Eco groups sue Biden admin over drilling permits
The US administration is in the scope of several environmental groups, as it is being sued over drilling permits it handed out in several states, undermining and jeopardizing the local ecosystems.
Three environmental organizations sued the Biden administration on Wednesday over its granting of thousands of permits allowing firms to drill for fossil fuel in violation of federal law.
The plaintiffs in the suit filed in the Federal District Court for the District of Columbia alleged that the Bureau of Land Management violated the Endangered Species Act, as well as the National Environmental Policy Act and the Federal Land Policy and Management Act when it handed out 3,500 permits for oil drilling in Wyoming and New Mexico.
The environmental groups, namely the Center for Biological Diversity, WildEarth Guardians, and the Western Environmental Law Center, explained that the drilling sites posed a threat to the ecosystems in their vicinity while jeopardizing 150 at-risk species.
Upon completion, the plaintiffs pointed out, the wells would emit 490 million and 600 million metric tons of carbon dioxide over their lifetime.
A member of the Center for Biological Diversity, Taylor McKinnon, sent an exclusive email to The Hill, in which she explained that the figure was based on the Bureau of Land Management's state-specific estimated ultimate recovery and emissions estimates determined per well.
The lawsuit further underlined that the permits, as a consequence, violated the Endangered Species Act's obligation requiring federal agencies to steer away from upping the threats and dangers posed to threatened and endangered species.
US President Joe Biden, shortly after taking office, signed an executive order requiring federal agencies to follow best practices for reducing greenhouse gas emissions.
The violation of the Federal Land Policy and Management, on the other hand, comes with the fact that the Bureau for Land Management's requirement of acting against any unnecessary degradation of public funds.
Brett Hartl, government affairs director at the Center for Biological Diversity, underscored the effects of fossil fuels and carbon emissions on the extinction crisis ravaging ecosystem after ecosystem. "[The] Bureau of Land Management is making things worse by failing to protect these imperiled species."
"The agency's cursory approval of more than 3,500 drilling permits contradicts President Biden’s pledges to address the terrifying threat of climate change.
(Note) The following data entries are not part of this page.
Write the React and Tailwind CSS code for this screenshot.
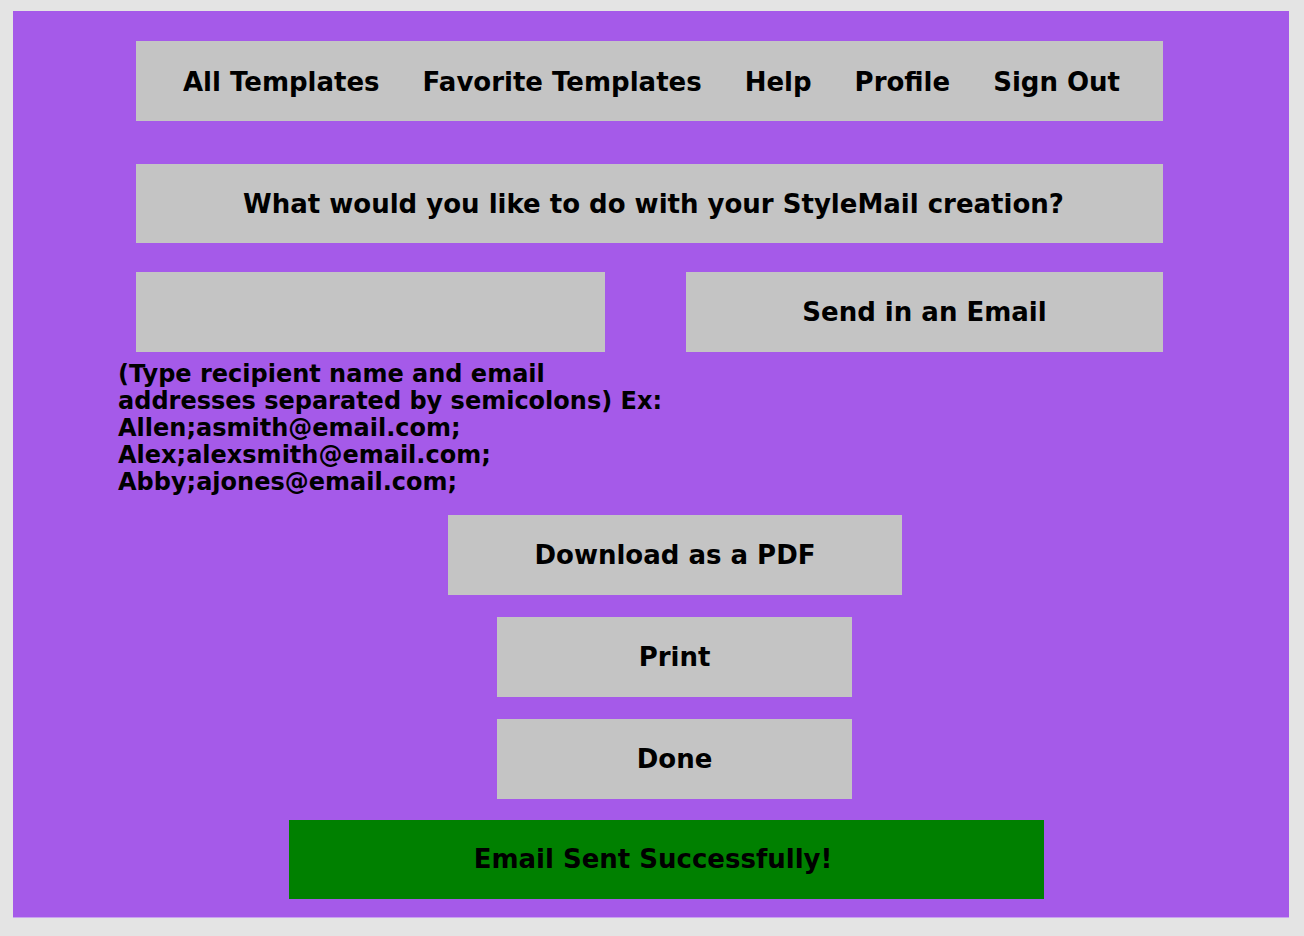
export default function App() {
  const font = { fontFamily: "'DejaVu Sans', 'Noto Sans', sans-serif" };
  const box = "flex items-center justify-center bg-[#c4c4c4] font-bold text-black";

  return (
    <div className="min-h-[936px] w-[1304px] bg-[#e4e4e4] pl-[13px] pt-[11px]" style={font}>
      <div className="flex h-[907px] w-[1276px] flex-col items-start border-b border-[#c9a3ef] bg-[#a55ae9]">
        <nav className={`${box} ml-[123px] mt-[30px] h-[80px] w-[1027px] gap-[43px] pl-[4px] pt-[2px] text-[26px]`}>
          <a>All Templates</a>
          <a>Favorite Templates</a>
          <a>Help</a>
          <a>Profile</a>
          <a>Sign Out</a>
        </nav>

        <div className={`${box} ml-[123px] mt-[43px] h-[79px] w-[1027px] pl-[8px] pt-[2px] text-[26px]`}>
          What would you like to do with your StyleMail creation?
        </div>

        <div className="ml-[123px] mt-[29px] flex gap-[81px]">
          <input className="h-[80px] w-[469px] bg-[#c4c4c4] px-3 text-[22px] outline-none" />
          <button className={`${box} h-[80px] w-[477px] text-[26px]`}>Send in an Email</button>
        </div>

        <p className="ml-[105px] mt-[9px] text-[24px] font-bold leading-[27px] text-black">
          (Type recipient name and email
          <br />
          addresses separated by semicolons) Ex:
          <br />
          Allen;asmith@email.com;
          <br />
          Alex;alexsmith@email.com;
          <br />
          Abby;ajones@email.com;
        </p>

        <button className={`${box} ml-[435px] mt-[19px] h-[80px] w-[454px] text-[26px]`}>Download as a PDF</button>
        <button className={`${box} ml-[484px] mt-[22px] h-[80px] w-[355px] text-[26px]`}>Print</button>
        <button className={`${box} ml-[484px] mt-[22px] h-[80px] w-[355px] text-[26px]`}>Done</button>

        <div className="ml-[276px] mt-[21px] flex h-[79px] w-[755px] items-center justify-center bg-[#008000] pr-[27px] text-[26px] font-bold text-black">
          Email Sent Successfully!
        </div>
      </div>
    </div>
  );
}
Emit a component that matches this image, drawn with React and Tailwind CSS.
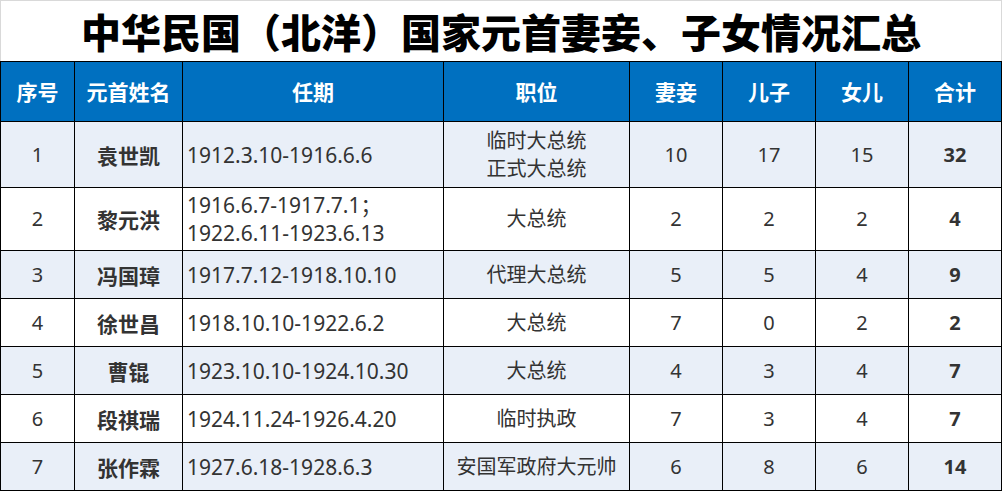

Every new well takes polar bears and many other species one step closer to extinction," he added.
Corporations in the fossil fuel sector and the banks that provide them with financing have "humanity by the throat," UN Secretary-General Antonio Guterres said Thursday, heavily chastizing the extensively lucrative industry over its recent price hikes in light of the Ukraine war.
"We seem trapped in a world where fossil fuel producers and financiers have humanity by the throat. For decades, the fossil fuel industry has invested heavily in pseudoscience and public relations – with a false narrative to minimize their responsibility for climate change and undermine ambitious climate policies," he said in reference to the greenwashing campaigns launched by the biggest oil corporations in a bid to seem more eco friendly while contributing to economic collapse.
"They exploited precisely the same scandalous tactics as big tobacco decades before. Like tobacco interests, fossil fuel interests and their financial accomplices must not escape responsibility," the UN chief underlined before the Major Economies Forum.
The forum was organized by the White House, and it consisted of US President Joe Biden hosting the leaders of several bodies and countries from around the world with climate change in mind as the US leader prepares to head to Saudi Arabia to convince Riyadh and other Gulf states to pump out more oil into the energy market.
Following a May meeting, more than 70 non-governmental organizations and activist groups from around the world formed a "carbon bomb defusal" network to share expertise and resources in the fight to stop the projects and prevent the catastrophic climate breakdown they would cause.
195 carbon bombs, massive oil and gas projects that would each emit at least a billion tons of CO2 over their lifetimes, amounting to roughly 18 years of current global CO2 emissions, and about 60% of these have already started pumping, ignoring the risks they pose to the already fragile climate.